No, this is not related to this. 7788 is about the max temperature. The description of 7788 was wrong anyway. During runtime the max temperature on the modules already has been high enough, we only had to increase it during boottime.
DVFS and thermal throttling have no direct relationship: DVFS is already implemented. But if your application needs the full performace also if the CPU temp is high it will not slow you down.
Yes, you can use FRQSetTEGFrequency with the TEGCPUClockID after disabling DFS using FRQSetTEGDFSState (see also developer website API description)

lerimini · October 25, 2016, 7:16am

Thank you very much for the explanation. We look forward to see thermal throttling support added to your release map for 2.1 and, in the meanwhile, we will add a cooling solution and also a frequency cutoff as extrema ratio.

lerimini · October 25, 2016, 10:11am

Hi @samuel.tx, I add this comment for further information on the original problem. The thermic drift we saw in three different models is present also without stressing CPU, but it is sufficient to disable DFS and let them work at the maximum frequency (1300 Mhz) in IDLE. This sounds strange. Could be this explained with the variability in Tegra 3 production you mentioned before?

lerimini · November 3, 2016, 2:37pm

Hi @samuel.tx, sorry if I point the attention on this topic once again but I need some clarification on the behaviour pointed out in my last comment. Is it possible such a thermal drift also WITHOUT any cpu load (only disabling DFS)? If so, how could you get the results explained here? T30 thermal stability isn’t possible with DFS disabled?

enafziger.procat · December 6, 2016, 9:51pm

@samuel.tx can you please elaborate on what the suggested solution is? I have some of these “bad” modules, not sure how many, I just became aware of this issue. I disabled DFS and set the CPU frequency to 300 and ran a CPU stress test (calculating primes using 4 threads). After a few minutes it rebooted. I’m not sure where to go from here.

enafziger.procat · December 6, 2016, 10:15pm

@lerimini did you have any luck with changing the CPU frequency?

samuel.tx · December 7, 2016, 7:37am

@lerimini: Sorry I missed that reply from you in Novmeber. Not sure this already was solved in the meantime or not. How ever. How did you run these tests? Was the module in one of our carrier boards with a standard image? Could it be some pins driving against each other or are floating on your carrier board? Can you reproduce the same with a standard image and a Toradex Carrier board with these modules?

samuel.tx · December 7, 2016, 7:46am

@ed.nafziger: Did I got you right, you see that only one some modules? What is the max temperature on the modules which do not reboot? And what is the temperature on the modules that reboot? You can check the temperature with Colibri Monitor.

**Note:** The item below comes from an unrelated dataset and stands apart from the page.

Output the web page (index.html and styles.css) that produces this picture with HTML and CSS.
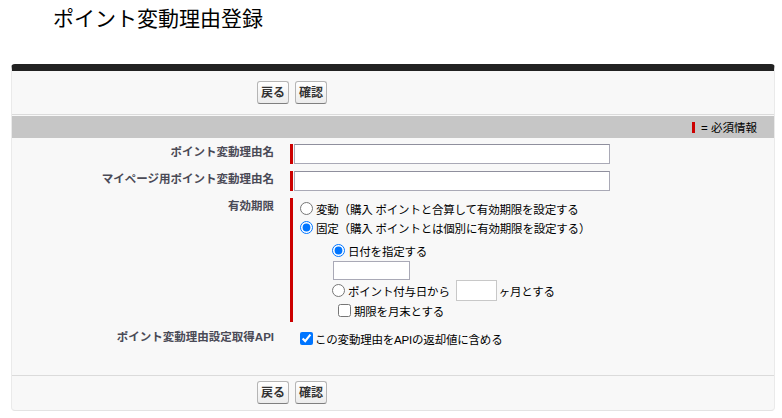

Same question also here as I asked lerimini: What was the environment you tested this setup (carrier board)? It could also be there are some floating pins that trigger interrupts on your carrier board? We have seen that such situations sometimes happen on one or the other modules also it is used on the same carrier board.

lerimini · December 7, 2016, 9:02am

Hi @samuel.tx, the problem is not being solved yet. The tests were performed on Iris Carrier Board V1.1A with wec2013 1.4, 2beta2 and 2beta3 standard images. The behaviour is present in at least 9 modules that we have purchased for evaluation, although with quite differences on the drift velocity. The test has been repeated with at least 3 different Iris carrier (out of any case) and GPIOs were all floating. As I wrote in the previous comment, it is very simple to reproduce the issue, it is sufficient to disable DFS (setting maximum frequency) and just wait few minutes (15-20) without any CPU load. The reset occours when Tcpu on colibri monitor reaches 115°C (the reset wasn’t related to Tmodule?)
As far as i can understand looking at the serigraphy over the “bad modules”, NVidia cores are coming from different production lots.

lerimini · December 7, 2016, 10:02am

@ed.nafziger No, as you can see from my latest comment, it is impossible for us to play with frequency because it requires to disable DFS and this led us to critical thermal behaviour.

enafziger.procat · December 7, 2016, 8:20pm

@samuel.tx Yes, only some of the modules have this issue. With DFS disabled and CPU set to 300, the max temp on the modules that do not reboot (from my latest test) is TModule 49C, Tcpu 58C, ambient ~75F. I can reproduce the issue using the Colibri Eval board V3.1 and also our custom base boards. In an exe that is launched from \FlashDisk\AutoRun I set all the unused pins to GPIO output. I went through the entire list in GpioConfig and make sure that all unused pins are set to GPIO output.

samuel.tx · December 9, 2016, 8:41am

@ed.nafziger: We will make some tests here to see if we can reproduce this issue. Just to make sure: You see that with our standard image without reconfiguring any GPIO as well?

One note about the GPIO you set to output: Be careful with the multiplexed pins (there are many on the T30). If you have a function (i.e. UART TX, SDIO, ..) on one pin and drive against it with an other Pin which is multiplexed on the same SODIMM, you may run into issues.

daniel.tx · December 9, 2016, 5:36pm

A table with all multiplexed pins is in the Colibri T30 datasheet in chapter 4.1 Function Multiplexing

enafziger.procat · December 9, 2016, 6:21pm

@samuel.tx yes, I can replicate the issue with the standard image in the eval board with no changes to GPIOs.
Sorry, my answer was to generic about the floating pins. Yes you are correct about the multiplexed pins. For each pair of completely unused multiplexed pins, I am setting one of them to gpio output and the other to gpio input tristate. If one of the pins is used of a multiplexed pair, then I set the non-used one to gpio input tristate.